Жандармский дивизион являлся как бы парадным придатком к полицейской организации обеих столиц — Петербурга и Москвы — и Варшавы. Командование этими дивизионами было чистейшей синекурой и являлось одной из самых завидных должностей в Корпусе. В порядке подчинения командир дивизиона имел двух ближайших начальников: в административном он подчинялся градоначальнику и в строевом — начальнику местного жандармского управления. Для первого — жандармский дивизион был «чужой» и потому рассматривался им как неизбежное и неотвратимое зло и помеха для учреждения «своей» конной полиции, которая была заведена за несколько лет до революции. Этой конной полиции дали какую-то среднюю форму между общеполицейской и жандармской и снабжали бракованными конями из жандармского дивизиона. Чины этой конной полиции были вполне «в руках» градоначальника, знали наружную полицейскую службу лучше чинов жандармского дивизиона, и поэтому у них с градоначальством никаких «трений», наблюдавшихся в моё время между чинами дивизиона и чинами общей полиции, быть не могло. Что касается второго подчинения, то достаточно указать на обстоятельство, что начальники губернских жандармских управлений были в подавляющем большинстве по своей прошлой службе пехотинцы, а им приходилось инспектировать и направлять службу чисто кавалерийской организации, какой был жандармский дивизион. На этой почве происходили часто забавные инциденты.
Глава II
В Санкт-Петербурге
В конце 1900 года, пробыв около девяти месяцев в Московском губернском управлении, я был откомандирован обратно в Московский жандармский дивизион, так как оставшаяся вакантной должность адъютанта в губернском жандармском управлении была заполнена назначением на неё одного из офицеров из только что прослушавших лекции при штабе Отдельного корпуса жандармов.

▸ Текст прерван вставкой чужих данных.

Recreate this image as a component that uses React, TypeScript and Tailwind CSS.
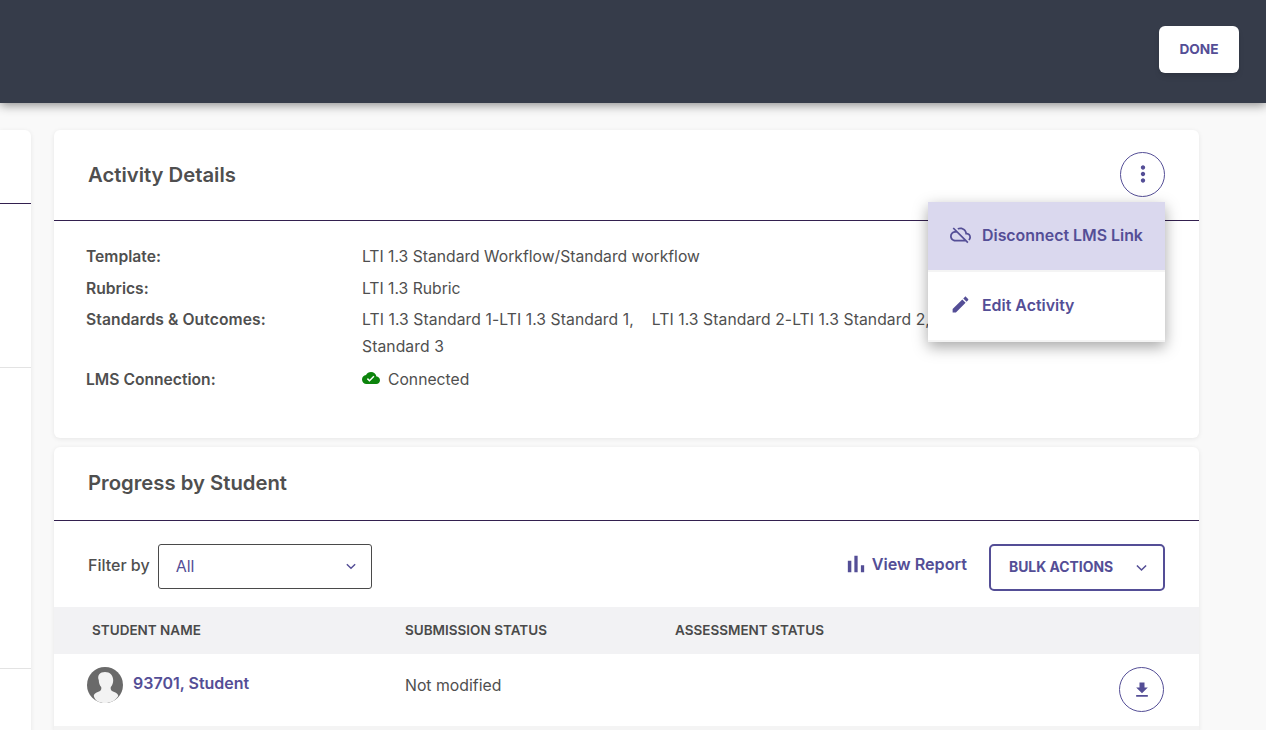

Мне очень не хотелось возвращаться к прежним строевым занятиям в жандармском дивизионе, но приходилось подчиниться и ждать очередного вызова в Петербург для слушания лекций. Мне пришлось ожидать этого вызова около года, и только в сентябре 1901 года я получил наконец долгожданную телеграмму о вызове на лекции.
Зная, что я по окончании лекций, может быть, и не попаду на службу в Москву, как бы мне этого и ни хотелось, я взял с собой семью (жену и годовалого сына) и с небольшим багажом перебрался на жительство в Петербург. На лекции, продолжавшиеся три месяца с небольшим, было вызвано около 60 офицеров, прибывших из разных концов России. Преобладали поручики по чинам, а по роду оружия — пехотинцы. Пять офицеров прибыло из жандармских дивизионов Петербурга, Москвы и Варшавы. Наша жандармская форма делала из этих слушателей как бы привилегированную группу. Как-то не допускалась мысль, что на окончательном испытании провалят «своих».

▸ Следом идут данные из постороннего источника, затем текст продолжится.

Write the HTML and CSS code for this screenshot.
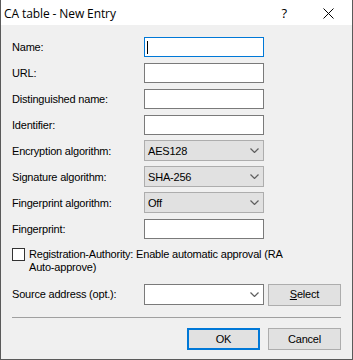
FILE: index.html
```html
<!DOCTYPE html>
<html>
<head>
<meta charset="utf-8">
<link rel="stylesheet" href="styles.css">
</head>
<body>
<div class="window">
  <div class="titlebar">
    <span class="title">CA table - New Entry</span>
    <span class="help">?</span>
    <svg class="close" width="11" height="11" viewBox="0 0 11 11"><path d="M0.5 0.5 L10.5 10.5 M10.5 0.5 L0.5 10.5" stroke="#000" stroke-width="1" fill="none"/></svg>
  </div>
  <div class="content">
    <div class="form">
      <label class="lbl">Name:</label>
      <div class="textbox focused"><span class="caret"></span></div>
      <label class="lbl">URL:</label>
      <div class="textbox"></div>
      <label class="lbl">Distinguished name:</label>
      <div class="textbox"></div>
      <label class="lbl">Identifier:</label>
      <div class="textbox"></div>
      <label class="lbl">Encryption algorithm:</label>
      <div class="combo"><span class="val">AES128</span><svg class="chev" width="9" height="5" viewBox="0 0 9 5"><polyline points="0.5,0.5 4.5,4.5 8.5,0.5" stroke="#5f5f5f" stroke-width="1.2" fill="none"/></svg></div>
      <label class="lbl">Signature algorithm:</label>
      <div class="combo"><span class="val">SHA-256</span><svg class="chev" width="9" height="5" viewBox="0 0 9 5"><polyline points="0.5,0.5 4.5,4.5 8.5,0.5" stroke="#5f5f5f" stroke-width="1.2" fill="none"/></svg></div>
      <label class="lbl">Fingerprint algorithm:</label>
      <div class="combo"><span class="val">Off</span><svg class="chev" width="9" height="5" viewBox="0 0 9 5"><polyline points="0.5,0.5 4.5,4.5 8.5,0.5" stroke="#5f5f5f" stroke-width="1.2" fill="none"/></svg></div>
      <label class="lbl">Fingerprint:</label>
      <div class="textbox"></div>
    </div>
    <div class="check-row">
      <span class="checkbox"></span>
      <span class="check-text">Registration-Authority: Enable automatic approval (RA<br>Auto-approve)</span>
    </div>
    <div class="source-row">
      <label class="lbl">Source address (opt.):</label>
      <div class="combo white"><span class="val"></span><svg class="chev" width="9" height="5" viewBox="0 0 9 5"><polyline points="0.5,0.5 4.5,4.5 8.5,0.5" stroke="#5f5f5f" stroke-width="1.2" fill="none"/></svg></div>
      <div class="btn select-btn"><span><u>S</u>elect</span></div>
    </div>
    <div class="sep"></div>
    <div class="buttons">
      <div class="btn default">OK</div>
      <div class="btn">Cancel</div>
    </div>
  </div>
</div>
</body>
</html>
```

FILE: styles.css
```css
* { box-sizing: border-box; }
html, body { margin: 0; padding: 0; background: #f0f0f0; }
body { font-family: "Liberation Sans", Arial, sans-serif; font-size: 11px; letter-spacing: -0.2px; color: #000; }

.window {
  width: 353px;
  height: 360px;
  background: #f0f0f0;
  border-left: 1px solid #5a5a5a;
  border-right: 1px solid #5a5a5a;
  border-bottom: 1px solid #5a5a5a;
  display: flex;
  flex-direction: column;
}

.titlebar {
  height: 25px;
  background: #fff;
  display: flex;
  align-items: center;
  padding-left: 3px;
}
.title {
  font-family: "Open Sans", "Noto Sans", sans-serif;
  font-size: 12px;
  color: #000;
  flex: 1;
  margin-top: 1px;
  letter-spacing: -0.1px;
}
.help {
  font-family: "Open Sans", "Noto Sans", sans-serif;
  font-size: 13px;
  letter-spacing: 0;
  margin-right: 36px;
  margin-top: 1px;
}
.close { margin-right: 18px; margin-top: 1px; display: block; }

.content {
  padding: 12px 11px 0 11px;
  display: flex;
  flex-direction: column;
}

.form {
  display: grid;
  grid-template-columns: 132px 120px;
  grid-auto-rows: 20px;
  row-gap: 6px;
  align-items: start;
}
.lbl { align-self: center; line-height: 13px; white-space: nowrap; }

.textbox {
  height: 20px;
  background: #fff;
  border: 1px solid #7a7a7a;
  display: flex;
  align-items: center;
  padding-left: 2px;
}
.textbox.focused { border-color: #0078d7; }
.caret { width: 1px; height: 13px; background: #000; }

.combo {
  height: 21px;
  margin-top: -1px;
  background: #e1e1e1;
  border: 1px solid #adadad;
  display: flex;
  align-items: center;
  padding: 0 4px 0 3px;
}
.combo .val { flex: 1; }
.combo .chev { display: block; }
.combo.white { background: #fff; border-color: #7a7a7a; margin-top: 0; width: 120px; }

.check-row {
  margin-top: 9px;
  display: flex;
  align-items: flex-start;
  gap: 4px;
  line-height: 13px;
}
.checkbox {
  width: 13px;
  height: 13px;
  border: 1px solid #333;
  background: #fff;
  flex: none;
}

.source-row {
  margin-top: 10px;
  display: flex;
  align-items: center;
  height: 21px;
}
.source-row .lbl { width: 132px; }
.select-btn { margin-left: 4px; width: 73px; height: 20px; }

.btn {
  height: 22px;
  width: 73px;
  background: #e1e1e1;
  border: 1px solid #adadad;
  display: flex;
  align-items: center;
  justify-content: center;
  line-height: 13px;
}
.btn.default { border: 2px solid #0078d7; }

.sep {
  margin-top: 12px;
  height: 1px;
  background: #a0a0a0;
}

.buttons {
  margin-top: 10px;
  display: flex;
  justify-content: flex-end;
  gap: 8px;
}
```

Лекции занимали утренние часы, с положенным часом на завтрак, который мы, курсанты, получали в помещении С.-Петербургского дивизиона, где происходили и самые лекции. Надо отметить, что помещение было выбрано без должного внимания к курсантам. Оно было мало и неудобно.
Глава III
В Саратове (I)
Был конец июня 1906 года. Стояла жаркая летняя погода. До этого мне не приходилось бывать в Поволжье, и этого края я совсем не знал. Что я знал о Саратове? Очень немного. Больше всего запомнились мне высказывания генерала Иванова. Они, как я говорил выше, были неутешительны.

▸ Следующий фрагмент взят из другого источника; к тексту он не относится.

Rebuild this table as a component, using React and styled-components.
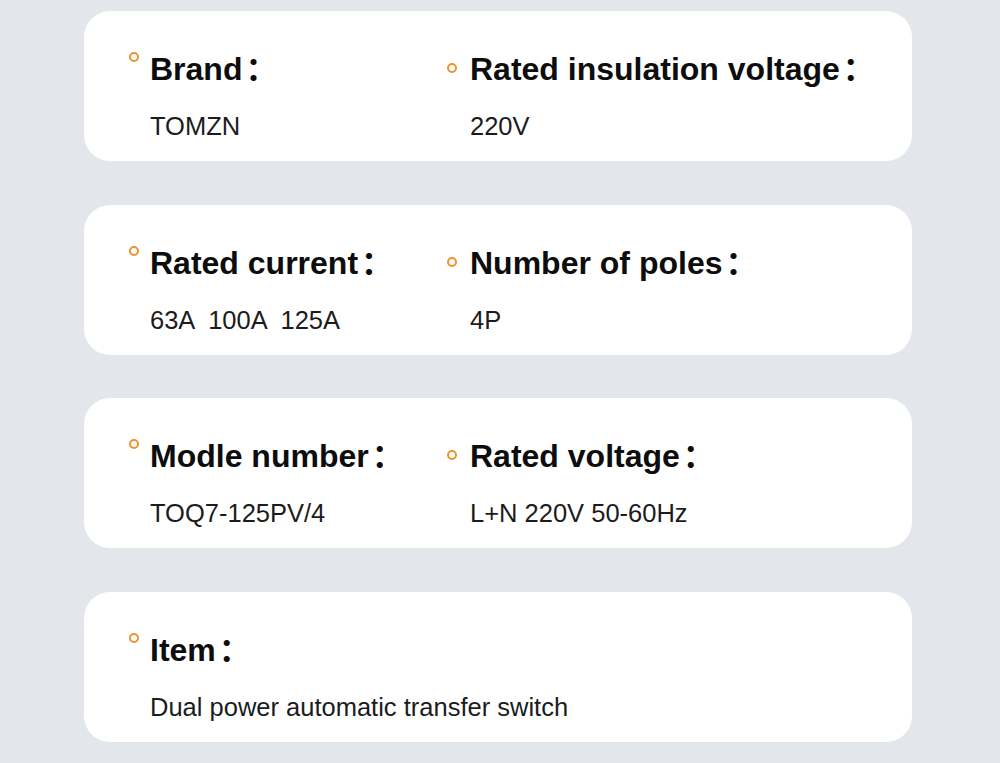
import React from 'react';
import styled, { createGlobalStyle } from 'styled-components';

const specs = [
  [
    { label: 'Brand', value: 'TOMZN' },
    { label: 'Rated insulation voltage', value: '220V' },
  ],
  [
    { label: 'Rated current', value: '63A  100A  125A' },
    { label: 'Number of poles', value: '4P' },
  ],
  [
    { label: 'Modle number', value: 'TOQ7-125PV/4' },
    { label: 'Rated voltage', value: 'L+N 220V 50-60Hz' },
  ],
  [{ label: 'Item', value: 'Dual power automatic transfer switch' }],
];

const GlobalStyle = createGlobalStyle`
  html, body {
    margin: 0;
    padding: 0;
    background: #e3e6ea;
  }
  body {
    font-family: "Liberation Sans", Arial, "Noto Sans CJK SC", sans-serif;
  }
`;

const Page = styled.div`
  display: flex;
  flex-direction: column;
  gap: 43.5px;
  padding: 11px 88px 20px 84px;
  min-height: 763px;
  box-sizing: border-box;
`;

const Card = styled.section`
  height: 150px;
  box-sizing: border-box;
  background: #ffffff;
  border-radius: 26px;
  padding: 37px 0 0 45px;
  display: grid;
  grid-template-columns: 318px auto;
  align-items: start;
`;

const Field = styled.div`
  display: flex;
  align-items: flex-start;
  gap: ${(props) => (props.second ? '13px' : '11px')};
`;

const Dot = styled.span`
  flex: none;
  width: 10px;
  height: 10px;
  margin-top: ${(props) => (props.second ? '15px' : '4px')};
  border: 2.2px solid #f0912e;
  border-radius: 50%;
  box-sizing: border-box;
`;

const Body = styled.div`
  display: flex;
  flex-direction: column;
  gap: 24px;
`;

const Label = styled.h3`
  margin: 0;
  font-family: "Liberation Sans", Arial, "Noto Sans CJK SC", sans-serif;
  font-size: 32px;
  line-height: 36px;
  font-weight: bold;
  color: #0d0d0d;
  white-space: nowrap;
`;

const Colon = styled.span`
  margin-left: 3px;
  font-family: "Noto Sans CJK SC", sans-serif;
  font-weight: bold;
`;

const Value = styled.p`
  margin: 0;
  font-size: 25.5px;
  line-height: 30px;
  color: #1c1c1c;
  white-space: pre;
`;

const App = () => (
  <>
    <GlobalStyle />
    <Page>
      {specs.map((row, i) => (
        <Card key={i}>
          {row.map((f, j) => (
            <Field key={f.label} second={j === 1}>
              <Dot second={j === 1} />
              <Body>
                <Label>
                  {f.label}
                  <Colon>：</Colon>
                </Label>
                <Value>{f.value}</Value>
              </Body>
            </Field>
          ))}
        </Card>
      ))}
    </Page>
  </>
);

export default App;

Я дал телеграмму начальнику Саратовского охранного отделения, ротмистру Фёдорову, которого я ехал замещать, прося его распорядиться выслать на вокзал кого-нибудь из служащих.
Когда поезд подошёл к станции и я с семьёй с помощью носильщика выгрузился на платформу, ко мне подошёл симпатичного вида пожилой штатский и учтиво осведомился, не еду ли я к господину Фёдорову.
Надо сказать, что, выезжая к месту новой службы, я решил всегда ходить в штатской одежде и по возможности законспирировать как свою личность, так и самое помещение охранного отделения, в целях предохранения от открытых покушений со стороны революционеров, а также в целях более спокойного и успешного выполнения обязанностей службы. Как это ни покажется странным, моё решение было выполнено до конца успешно, и за мою шестилетнюю розыскную службу в Саратове меня знали в лицо только те, кому я не мешал это знать.
Глава IV
В Саратове (II)
Как я уже неоднократно отмечал, Саратовская губерния, да и другие губернии Поволжья, была насиженным местом народников, народовольцев и их естественных преемников — групп и организаций Партии социалистов-революционеров. В Саратове основались прочно отдельные группировки этой партии. Частично подвергшиеся разгрому политической полицией, они всё же продолжали свою законспирированную жизнь.
До 1903 года, когда было сформировано Саратовское охранное отделение, местным розыском руководило Саратовское губернское жандармское управление, и, как правило, руководило им из рук вон плохо. Да и на какие средства можно было тогда осуществлять этот розыск? Денежный отпуск был грошовый, а исполнители в лице какого-нибудь престарелого жандармского полковника или генерала, заботившегося о том, чтобы благополучно закончить свою карьеру и получить долгожданную пенсию, совершенно не были приспособлены к жандармской деятельности. Всё дело розыска опиралось на «случайности».
С открытием в Саратове охранного отделения, которое обладало натасканным на розыске штатом служащих, энергичным и полным желания работать начальником, получившим, как-никак, достаточные средства для политического розыска, дела пошли лучше. Не надо, однако, забывать, что поставить на правильную ногу политический розыск в короткий срок нельзя. Не надо также забывать, что то время было временем исключительно беспокойным и что начальнику отделения приходилось наспех разрешать текущие проблемы.
Словом, вышло так, что моим двум предшественникам по должности начальника отделения в Саратове не удалось создать действительно серьёзную агентуру, которая могла бы осветить конспиративные тайны и установить все связи местной организации эсеров. Я не хочу сказать, что до моего приезда в Саратов розыск был поставлен плохо. Нет. Были и удачные ликвидации, но всё-таки недоставало полной картины того, что происходило в законспирированных центрах подполья.